Should I conduct an on-site audit before placing my first chemical order?
For orders above a certain volume threshold or for chemicals with critical specifications, on-site audits are strongly recommended. However, for most first-order situations, a thorough document-based audit using this checklist combined with a pre-shipment inspection by a third-party agency (SGS, Bureau Veritas, Intertek) provides adequate protection.
What is a pre-shipment inspection and how does it protect bulk chemical buyers?

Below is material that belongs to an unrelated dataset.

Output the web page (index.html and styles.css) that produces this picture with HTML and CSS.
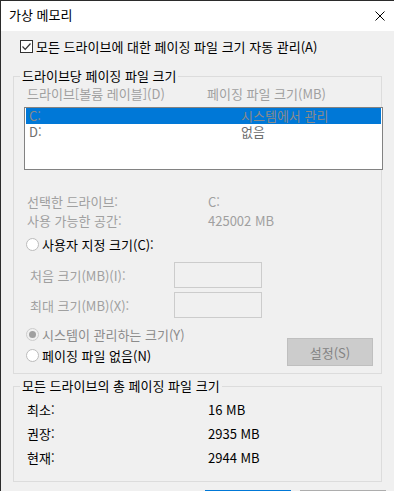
FILE: index.html
```html
<!DOCTYPE html>
<html lang="ko">
<head>
<meta charset="utf-8">
<title>가상 메모리</title>
<link rel="stylesheet" href="styles.css">
</head>
<body>
<div class="window">
  <div class="titlebar">
    <span class="title">가상 메모리</span>
    <svg class="close" width="10" height="10" viewBox="0 0 10 10"><path d="M0.5 0.5 L9.5 9.5 M9.5 0.5 L0.5 9.5" stroke="#000" stroke-width="1" fill="none"/></svg>
  </div>
  <div class="content">
    <div class="check-row">
      <span class="checkbox"><svg width="11" height="11" viewBox="0 0 11 11"><path d="M1.5 5.5 L4.2 8.3 L9.5 2.5" stroke="#333" stroke-width="1.2" fill="none"/></svg></span>
      <span class="check-label">모든 드라이브에 대한 페이징 파일 크기 자동 관리(A)</span>
    </div>

    <fieldset class="group group-drive">
      <legend>드라이브당 페이징 파일 크기</legend>
      <div class="col-headers">
        <span class="hcol1">드라이브[볼륨 레이블](D)</span>
        <span class="hcol2">페이징 파일 크기(MB)</span>
      </div>
      <div class="listbox">
        <div class="lrow selected"><span class="lcol1">C:</span><span class="lcol2">시스템에서 관리</span></div>
        <div class="lrow"><span class="lcol1">D:</span><span class="lcol2">없음</span></div>
      </div>
      <div class="info">
        <div class="info-row"><span class="info-label">선택한 드라이브:</span><span class="info-val">C:</span></div>
        <div class="info-row"><span class="info-label">사용 가능한 공간:</span><span class="info-val">425002 MB</span></div>
      </div>
      <div class="radio-row radio-custom">
        <span class="radio"></span><span class="radio-label">사용자 지정 크기(C):</span>
      </div>
      <div class="size-row size-first">
        <span class="size-label">처음 크기(MB)(I):</span><span class="input"></span>
      </div>
      <div class="size-row size-second">
        <span class="size-label">최대 크기(MB)(X):</span><span class="input"></span>
      </div>
      <div class="bottom-area">
        <div class="radios">
          <div class="radio-row"><span class="radio checked"></span><span class="radio-label disabled">시스템이 관리하는 크기(Y)</span></div>
          <div class="radio-row radio-none"><span class="radio"></span><span class="radio-label">페이징 파일 없음(N)</span></div>
        </div>
        <button class="set-btn">설정(S)</button>
      </div>
    </fieldset>

    <fieldset class="group group-total">
      <legend>모든 드라이브의 총 페이징 파일 크기</legend>
      <div class="total-row"><span class="total-label">최소:</span><span class="total-val">16 MB</span></div>
      <div class="total-row"><span class="total-label">권장:</span><span class="total-val">2935 MB</span></div>
      <div class="total-row"><span class="total-label">현재:</span><span class="total-val">2944 MB</span></div>
    </fieldset>

    <div class="footer">
      <button class="btn ok"></button>
      <button class="btn cancel"></button>
    </div>
  </div>
</div>
</body>
</html>
```

FILE: styles.css
```css
* { box-sizing: border-box; }
html, body { margin: 0; padding: 0; }
body {
  font-family: "Noto Sans CJK KR", "Noto Sans", sans-serif;
  font-size: 13px;
  color: #000;
  background: #f0f0f0;
}
.window {
  width: 394px;
  height: 491px;
  overflow: hidden;
  border-top: 1px solid #2b2b2b;
  border-left: 1px solid #2b2b2b;
  background: #f0f0f0;
}
.titlebar {
  height: 30px;
  background: #fff;
  display: flex;
  align-items: center;
  justify-content: space-between;
  padding: 0 9px 2px 8px;
}
.title { line-height: 16px; }
.close { display: block; margin-top: 2px; }

.content {
  padding-top: 9px;
}
.check-row {
  display: flex;
  align-items: center;
  height: 13px;
  margin-left: 19px;
}
.checkbox {
  width: 13px;
  height: 13px;
  border: 1px solid #333;
  background: #fff;
  display: flex;
  align-items: center;
  justify-content: center;
}
.checkbox svg { display: block; }
.check-label { margin-left: 3px; line-height: 13px; }

.group {
  margin: 15px 0 0 12px;
  width: 369px;
  border: 1px solid #dcdcdc;
  padding: 0;
  min-width: 0;
}
.group legend {
  margin-left: 6px;
  padding: 0 2px;
  line-height: 16px;
  color: #000;
}
.group-drive { padding-bottom: 7px; }

.col-headers {
  display: flex;
  line-height: 16px;
  margin-top: 2px;
  padding-left: 13px;
  color: #a0a0a0;
}
.hcol1 { width: 180px; }

.listbox {
  margin: 5px 0 0 10px;
  width: 359px;
  height: 63px;
  border: 1px solid #828282;
  background: #fff;
  padding: 0 1px;
}
.lrow {
  display: flex;
  height: 16px;
  line-height: 16px;
  padding-left: 3px;
  color: #6d6d6d;
}
.lrow.selected { background: #0078d7; color: #8a8a8a; }
.lcol1 { width: 212px; }

.info { margin-top: 22px; padding-left: 13px; color: #a0a0a0; }
.info-row { display: flex; line-height: 19px; height: 19px; }
.info-label { width: 181px; }

.radio-row {
  display: flex;
  align-items: center;
  height: 13px;
  margin-left: 12px;
}
.radio-custom { margin-top: 8px; }
.radio {
  width: 13px;
  height: 13px;
  border-radius: 50%;
  border: 1px solid #bcbcbc;
  background: #fff;
  flex: none;
  display: flex;
  align-items: center;
  justify-content: center;
}
.radio.checked { background: #f0f0f0; border-color: #cccccc; }
.radio.checked::after {
  content: "";
  width: 7px;
  height: 7px;
  border-radius: 50%;
  background: #a0a0a0;
}
.radio-label { margin-left: 3px; line-height: 13px; color: #000; }
.radio-label.disabled { color: #8c8c8c; }

.size-row {
  display: flex;
  align-items: center;
  height: 26px;
  padding-left: 16px;
  color: #a0a0a0;
}
.size-first { margin-top: 11px; }
.size-second { margin-top: 4px; }
.size-label { width: 144px; }
.input {
  width: 88px;
  height: 26px;
  border: 1px solid #cccccc;
  background: #f0f0f0;
}

.bottom-area {
  display: flex;
  margin-top: 10px;
}
.radio-none { margin-top: 8px; }
.set-btn {
  margin: 10px 8px 0 auto;
  width: 86px;
  height: 28px;
  background: #cccccc;
  border: 1px solid #bfbfbf;
  color: #838383;
  font-family: inherit;
  font-size: 13px;
  padding: 0;
}

.group-total { margin-top: 4px; padding: 4px 0 11px; }
.total-row { display: flex; line-height: 24px; height: 24px; padding-left: 13px; }
.total-label { width: 181px; }

.footer {
  display: flex;
  margin: 8px 0 0 204px;
  gap: 9px;
}
.btn {
  width: 86px;
  height: 28px;
  background: #e1e1e1;
  border: 1px solid #adadad;
  padding: 0;
}
.btn.ok { border: 2px solid #0078d7; }
```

A pre-shipment inspection (PSI) is a third-party verification of the goods at the origin facility before the container is loaded. The inspector verifies the product against specification, confirms packaging compliance, and witnesses the container loading process. PSI costs $300-800 per shipment and eliminates most quality disputes for new supplier relationships.
How do anti-dumping duties affect chemical supplier selection?
Anti-dumping duties (ADD) are import duties imposed when a country determines that a foreign supplier is selling a chemical below fair market value, causing harm to domestic producers. ADD rates can add 10-40% to the landed cost of an imported chemical. Always verify the current ADD status for the specific chemical and origin country before comparing supplier prices.
What should I do if a supplier refuses to answer audit questions?
Refusal to answer specific questions, particularly about certifications, testing methods, and contractual obligations, is itself a qualification result. A supplier unwilling to provide transparent answers before the first order will not provide transparent answers during a quality dispute. Document the refusal and proceed to the next qualified supplier.